Maldives vs Galápagos Islands: Both are island destinations with stunning natural topography. The Maldives actively promotes mass luxury tourism and has built hundreds of resort islands. The Galápagos strictly limits visitor numbers to protect its unique wildlife (home to species found nowhere else on Earth). Both approaches are valid but they lead to very different types of tourism and very different levels of environmental impact. This shows that accessibility is not just a physical issue it's also a policy choice.

📋 Summary: Key Points to Remember

  • Topographical features mountains, rivers, lakes, deserts, plains and islands are major pull factors for tourists.
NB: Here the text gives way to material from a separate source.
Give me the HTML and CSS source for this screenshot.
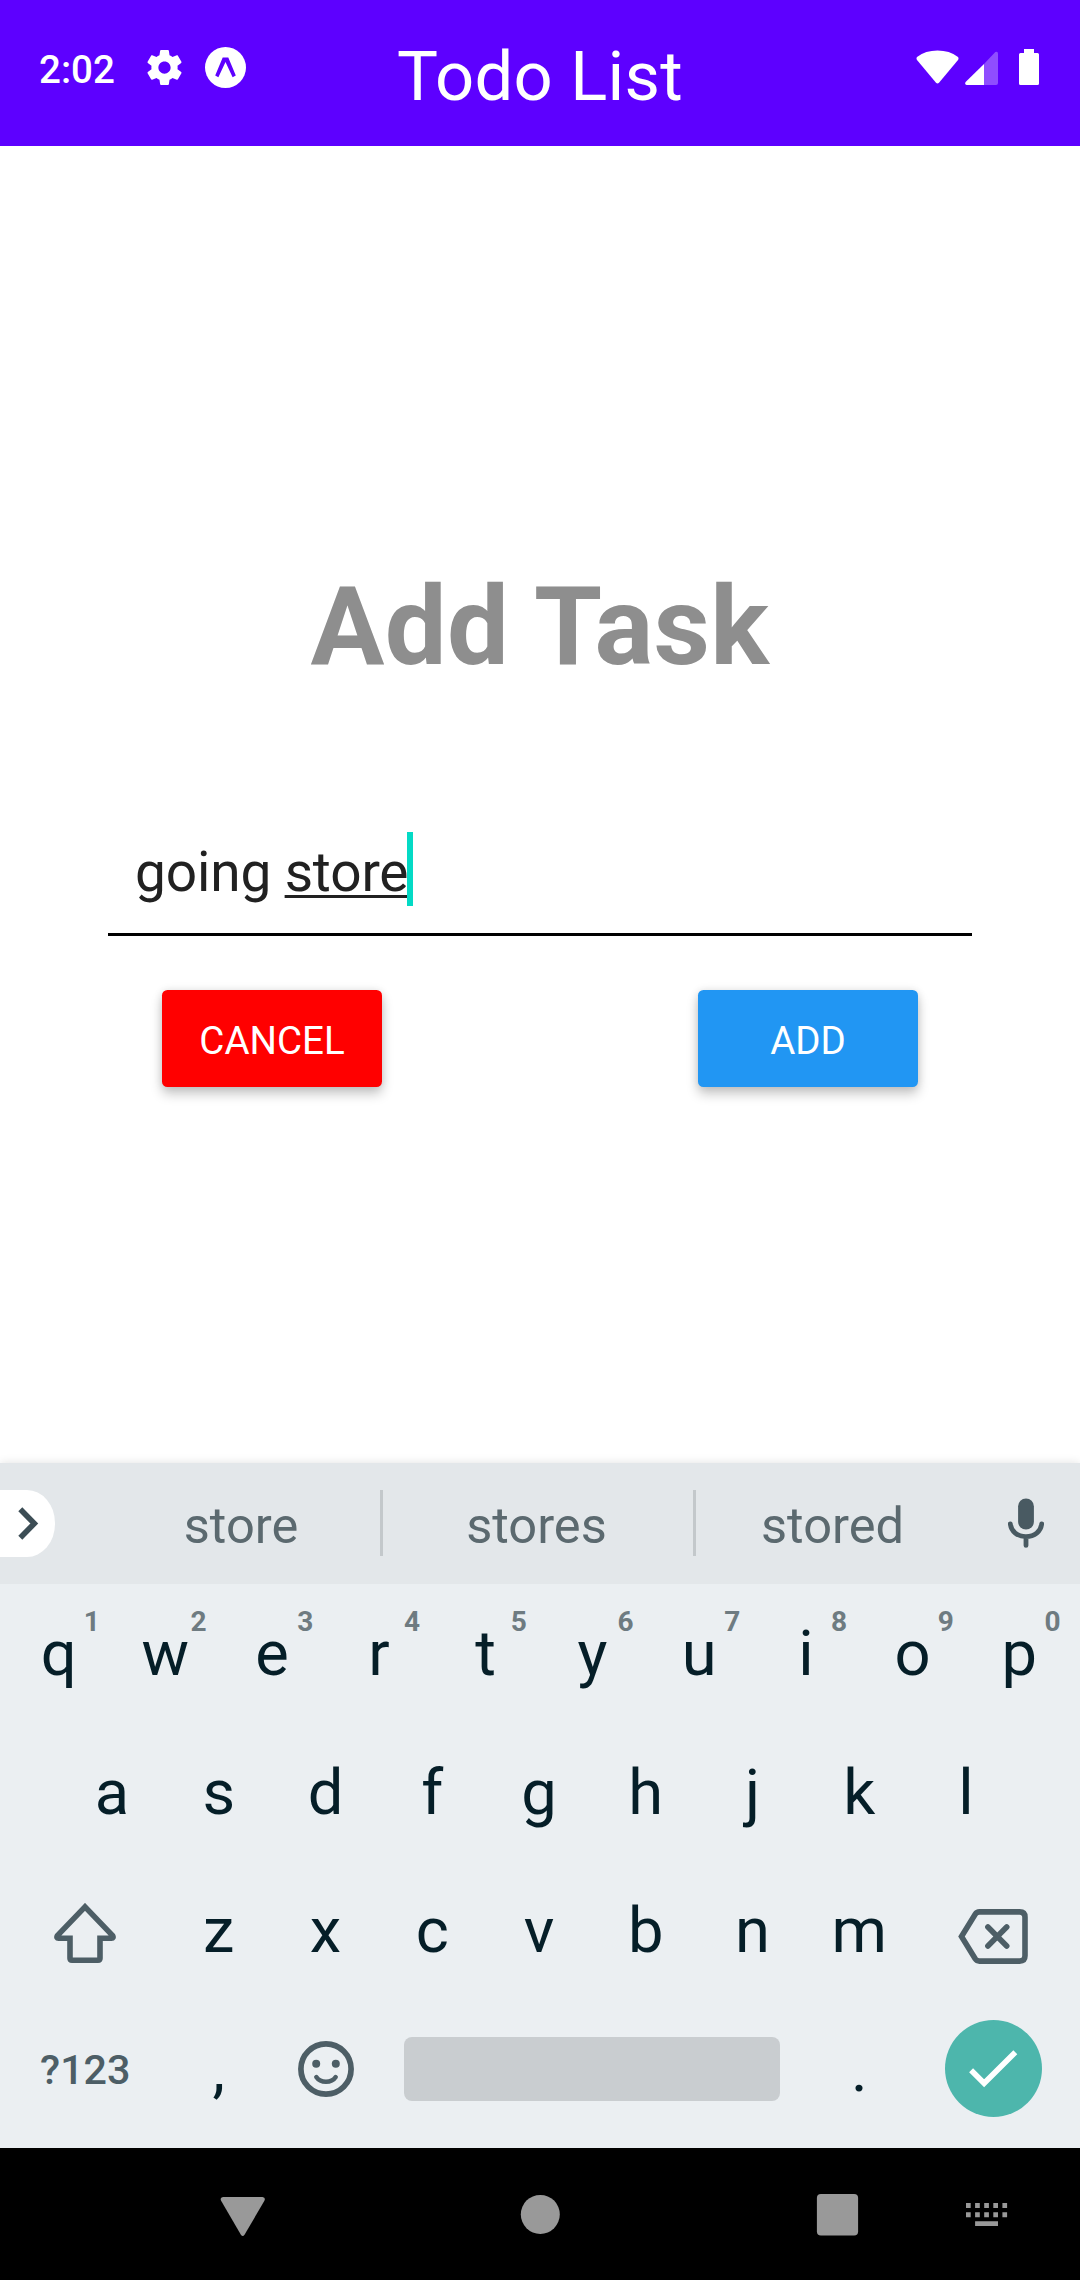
FILE: index.html
```html
<!DOCTYPE html>
<html lang="en">
<head>
<meta charset="utf-8">
<title>Todo List</title>
<link rel="stylesheet" href="styles.css">
</head>
<body>
<div class="screen">
  <header class="header">
    <div class="status-left">
      <span class="clock">2:02</span>
      <svg class="gear" viewBox="2 2 20 20"><path fill-rule="evenodd" d="M19.43 12.98c.04-.32.07-.64.07-.98s-.03-.66-.07-.98l2.11-1.65c.19-.15.24-.42.12-.64l-2-3.46c-.12-.22-.39-.3-.61-.22l-2.49 1c-.52-.4-1.08-.73-1.69-.98l-.38-2.65C14.46 2.18 14.25 2 14 2h-4c-.25 0-.46.18-.49.42l-.38 2.65c-.61.25-1.17.59-1.69.98l-2.49-1c-.23-.09-.49 0-.61.22l-2 3.46c-.13.22-.07.49.12.64l2.11 1.65c-.04.32-.07.65-.07.98s.03.66.07.98l-2.11 1.65c-.19.15-.24.42-.12.64l2 3.46c.12.22.39.3.61.22l2.49-1c.52.4 1.08.73 1.69.98l.38 2.65c.03.24.24.42.49.42h4c.25 0 .46-.18.49-.42l.38-2.65c.61-.25 1.17-.59 1.69-.98l2.49 1c.23.09.49 0 .61-.22l2-3.46c.12-.22.07-.49-.12-.64l-2.11-1.65zM12 15.5c-1.93 0-3.5-1.57-3.5-3.5s1.57-3.5 3.5-3.5 3.5 1.57 3.5 3.5-1.57 3.5-3.5 3.5z"/></svg>
      <svg class="expo" viewBox="0 0 41 41"><circle cx="20.5" cy="20.5" r="20.5"/><path class="expo-mark" d="M10.2 28.4 17.7 10.4H23.3L30.8 28.4 27.6 30.2 20.5 15 13.4 30.2Z"/></svg>
    </div>
    <h1 class="title">Todo List</h1>
    <div class="status-right">
      <svg class="wifi" viewBox="0 0 43 34"><path d="M1 7Q9.5.6 21.5.6T42 7Q43 8.3 42 10L23 32.8Q21.5 34.2 20 32.8L1 10Q0 8.3 1 7Z"/></svg>
      <svg class="signal" viewBox="0 0 33 34"><path class="signal-dim" d="M19 13 30.3 1Q33 0 33 2.8V32Q33 34 31 34H19Z"/><path d="M19 13V34H1.6Q-.6 33.2.6 31Z"/></svg>
      <svg class="battery" viewBox="0 0 20 36"><path d="M5 0H15V4H18.5Q20 4 20 5.5V34.5Q20 36 18.5 36H1.5Q0 36 0 34.5V5.5Q0 4 1.5 4H5Z"/></svg>
    </div>
  </header>

  <main class="content">
    <h2 class="heading">Add Task</h2>
    <div class="field"><span class="value">going <span class="composing">store</span></span><span class="caret"></span></div>
    <div class="actions">
      <button class="button cancel">CANCEL</button>
      <button class="button add">ADD</button>
    </div>
  </main>

  <section class="keyboard">
    <div class="suggestions">
      <div class="expand"><svg class="chevron" viewBox="0 0 21 33"><path d="M2.3 2.3 16.3 16.5 2.3 30.7"/></svg></div>
      <span class="word">store</span>
      <span class="divider"></span>
      <span class="word">stores</span>
      <span class="divider"></span>
      <span class="word last">stored</span>
      <svg class="mic" viewBox="0 0 36 50"><rect x="10.1" y="0.4" width="15.8" height="31.2" rx="7.9"/><path d="M2.3 25.8C3.2 33.6 9.4 38.6 18 38.6S32.8 33.6 33.7 25.8M18 38.6V47.4"/></svg>
    </div>
    <div class="row">
      <span class="key">q<i class="hint">1</i></span><span class="key">w<i class="hint">2</i></span><span class="key">e<i class="hint">3</i></span><span class="key">r<i class="hint">4</i></span><span class="key">t<i class="hint">5</i></span><span class="key">y<i class="hint">6</i></span><span class="key">u<i class="hint">7</i></span><span class="key">i<i class="hint">8</i></span><span class="key">o<i class="hint">9</i></span><span class="key">p<i class="hint">0</i></span>
    </div>
    <div class="row">
      <span class="key">a</span><span class="key">s</span><span class="key">d</span><span class="key">f</span><span class="key">g</span><span class="key">h</span><span class="key">j</span><span class="key">k</span><span class="key">l</span>
    </div>
    <div class="row">
      <span class="key wide"><svg class="shift" viewBox="0 0 62 60"><path d="M31 3.9 3.4 32.6Q2 35.2 4.6 35.2H16V55.2Q16 57.2 18 57.2H44Q46 57.2 46 55.2V35.2H57.4Q60 35.2 58.6 32.6Z"/></svg></span>
      <span class="key">z</span><span class="key">x</span><span class="key">c</span><span class="key">v</span><span class="key">b</span><span class="key">n</span><span class="key">m</span>
      <span class="key wide"><svg class="backspace" viewBox="0 0 70 55"><path d="M3.5 27.5 17.2 5.2Q18.7 2.9 21.5 2.9H61.6Q67 2.9 67 8.2V46.8Q67 52.1 61.6 52.1H21.5Q18.7 52.1 17.2 49.8ZM29.9 18 48.7 37M48.7 18 29.9 37"/></svg></span>
    </div>
    <div class="row">
      <span class="key wide symbols">?123</span>
      <span class="key">,</span>
      <span class="key"><svg class="emoji" viewBox="0 0 56 56"><circle class="line" cx="28" cy="28" r="25.1"/><circle cx="18.2" cy="22.8" r="4"/><circle cx="37.8" cy="22.8" r="4"/><path class="line smile" d="M18.3 36Q21.5 40.8 28 40.8T37.7 36"/></svg></span>
      <span class="key space"><span class="bar"></span></span>
      <span class="key">.</span>
      <span class="key wide"><span class="enter"><svg class="check" viewBox="0 0 49 38"><path d="M2.1 20.3 15.1 33.2 46.3 2.3"/></svg></span></span>
    </div>
  </section>

  <nav class="navbar">
    <svg class="nav-icons" viewBox="0 0 1080 132">
      <path d="M223 49H262.5Q265.9 49.6 264.4 52.8L244.5 86.8Q242.7 89.3 240.9 86.8L221.1 52.8Q219.6 49.6 223 49Z"/>
      <circle cx="540.3" cy="66.4" r="19.5"/>
      <rect x="816.9" y="46" width="41.2" height="41.6" rx="4"/>
      <path d="M966 55h4.7v5h-4.7zM975.1 55h4.7v5h-4.7zM984.2 55h4.7v5h-4.7zM993.3 55h4.7v5h-4.7zM1002.4 55h4.7v5h-4.7zM966 64.2h4.7v5h-4.7zM975.1 64.2h4.7v5h-4.7zM984.2 64.2h4.7v5h-4.7zM993.3 64.2h4.7v5h-4.7zM1002.4 64.2h4.7v5h-4.7zM975.1 73.2h22.9v4.9h-22.9z"/>
    </svg>
  </nav>
</div>
</body>
</html>
```

FILE: styles.css
```css
* { box-sizing: border-box; }

body {
  margin: 0;
  background: #fff;
  font-family: Roboto, sans-serif;
}

svg { display: block; flex: none; }

.screen {
  display: flex;
  flex-direction: column;
  width: 1080px;
  height: 2280px;
  overflow: hidden;
}

/* Header with the system status icons */
.header {
  display: grid;
  grid-template-columns: 1fr auto 1fr;
  height: 146px;
  flex: none;
  background: #5d00ff;
  color: #fff;
  fill: #fff;
}

.status-left {
  display: flex;
  align-items: flex-start;
  padding: 47px 0 0 39px;
}

.clock {
  width: 108px;
  font-size: 38.5px;
  font-weight: 500;
  line-height: 45px;
}

.gear { width: 35px; height: 35px; margin: 3px 23px 0 0; }
.expo { width: 41px; height: 41px; }
.expo-mark { fill: #5d00ff; }

.title {
  margin: 0;
  padding-top: 37px;
  font-size: 68.75px;
  font-weight: 400;
  letter-spacing: .25px;
  line-height: 80px;
}

.status-right {
  display: flex;
  justify-content: flex-end;
  align-items: flex-start;
  padding: 49px 41px 0 0;
}

.wifi { width: 43px; height: 34px; margin: 1px 6px 0 0; }
.signal { width: 33px; height: 34px; margin: 2px 21px 0 0; }
.signal-dim { fill: #8f4dff; }
.battery { width: 20px; height: 36px; }

/* Task form */
.content {
  display: flex;
  flex-direction: column;
  align-items: center;
  height: 1317px;
  flex: none;
}

.heading {
  margin: 416px 0 0;
  color: #8e8e8e;
  font-size: 110px;
  font-weight: 700;
  letter-spacing: .3px;
  line-height: 130px;
}

.field {
  display: flex;
  align-items: flex-start;
  width: 864px;
  height: 115px;
  margin-top: 129px;
  padding: 11px 27px 0;
  border-bottom: 3px solid #000;
  color: #212121;
  font-size: 55px;
  line-height: 74px;
  white-space: pre;
}

.value { padding-top: 3px; letter-spacing: -.15px; }

.composing {
  text-decoration: underline;
  text-decoration-thickness: 3px;
  text-decoration-skip-ink: none;
  text-underline-offset: 4px;
}

.caret { width: 6px; height: 74px; margin-left: -1px; background: #03dac5; }

.actions {
  display: flex;
  justify-content: space-between;
  width: 756px;
  margin-top: 54px;
}

.button {
  width: 220px;
  height: 97px;
  padding: 4px 0 0;
  border: 0;
  border-radius: 5.5px;
  box-shadow: 0 7px 12px rgba(0, 0, 0, .22), 0 0 8px rgba(0, 0, 0, .1);
  color: #fff;
  font: 400 38.5px/45px Roboto, sans-serif;
}

.cancel { background: #f00; }
.add { background: #2196f3; }

/* On-screen keyboard */
.keyboard {
  height: 685px;
  flex: none;
  background: #ebeff2;
  box-shadow: 0 0 9px rgba(0, 0, 0, .12);
}

.suggestions {
  display: flex;
  align-items: flex-start;
  height: 121px;
  padding-top: 27px;
  background: #e3e7ea;
}

.expand {
  width: 55px;
  height: 67px;
  margin-right: 48px;
  padding: 17px 0 0 17.5px;
  border-radius: 0 28px 28px 0 / 0 33px 33px 0;
  background: #fff;
}

.chevron {
  width: 21px;
  height: 33px;
  fill: none;
  stroke: #3c4d55;
  stroke-width: 5.6;
}

.word {
  width: 277px;
  margin-top: 3px;
  padding-right: 1px;
  color: #5b696f;
  font-size: 50.6px;
  line-height: 66px;
  text-align: center;
}

.word + .divider + .word { width: 310px; padding-right: 3px; }
.word + .divider + .last { width: 274px; padding-right: 1px; }

.divider { width: 3px; height: 66px; background: #c3c8cb; }

.mic {
  width: 36px;
  height: 50px;
  margin: 8px 0 0 38px;
  fill: #495a62;
}

.mic path {
  fill: none;
  stroke: #495a62;
  stroke-width: 4.8;
  stroke-linecap: round;
}

.row {
  display: flex;
  justify-content: center;
  height: 138.5px;
  padding: 0 7px 0 5px;
}

.key {
  position: relative;
  display: flex;
  justify-content: center;
  align-items: center;
  width: 106.75px;
  flex: none;
  color: #051e28;
  font-size: 63.25px;
  line-height: 138px;
}

.wide { width: 160.2px; }
.space { width: 427px; }

.hint {
  position: absolute;
  top: 21px;
  left: 73px;
  width: 27px;
  color: #6e7b81;
  font-size: 28px;
  font-style: normal;
  font-weight: 700;
  line-height: 34px;
  text-align: center;
}

.symbols {
  padding-top: 2px;
  color: #4d5e66;
  font-size: 41.25px;
  font-weight: 500;
}

.shift, .backspace {
  fill: none;
  stroke: #4d5e66;
  stroke-width: 5.6;
  stroke-linecap: round;
}

.shift { width: 62px; height: 60px; margin-top: 6px; }
.backspace { width: 70px; height: 55px; margin-top: 13px; }

.emoji { width: 56px; height: 56px; fill: #4d5e66; }
.emoji .line { fill: none; stroke: #4d5e66; stroke-width: 5.7; }
.emoji .smile { stroke-width: 4.5; stroke-linecap: round; }

.bar {
  width: 376px;
  height: 64px;
  border-radius: 8px;
  background: #c9cdd0;
}

.enter {
  display: flex;
  justify-content: center;
  align-items: center;
  width: 97px;
  height: 97px;
  margin-left: 2px;
  border-radius: 50%;
  background: #4db6ac;
}

.check {
  width: 49px;
  height: 38px;
  fill: none;
  stroke: #fff;
  stroke-width: 5.6;
}

/* System navigation bar */
.navbar { height: 132px; flex: none; background: #000; }
.nav-icons { width: 1080px; height: 132px; fill: #999; }
```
  • Different features appeal to different types of tourists: mountains → adventure/ski; rivers → cruising/culture; islands → beach/luxury; deserts → adventure/wildlife; plains/savannah → safari/wildlife.
  • Accessibility covers transport links (air, road, rail, sea), infrastructure quality, visa rules and political stability.
  • Physical topography can itself create accessibility challenges mountains, islands and deserts all require special infrastructure investment.
  • Better accessibility brings more tourists but can lead to overtourism and environmental damage.
  • Some destinations deliberately limit accessibility to protect their environment and maintain exclusivity (e.g. Bhutan, Galápagos).
  • The best exam answers link topographical feature → tourist appeal → accessibility → impact.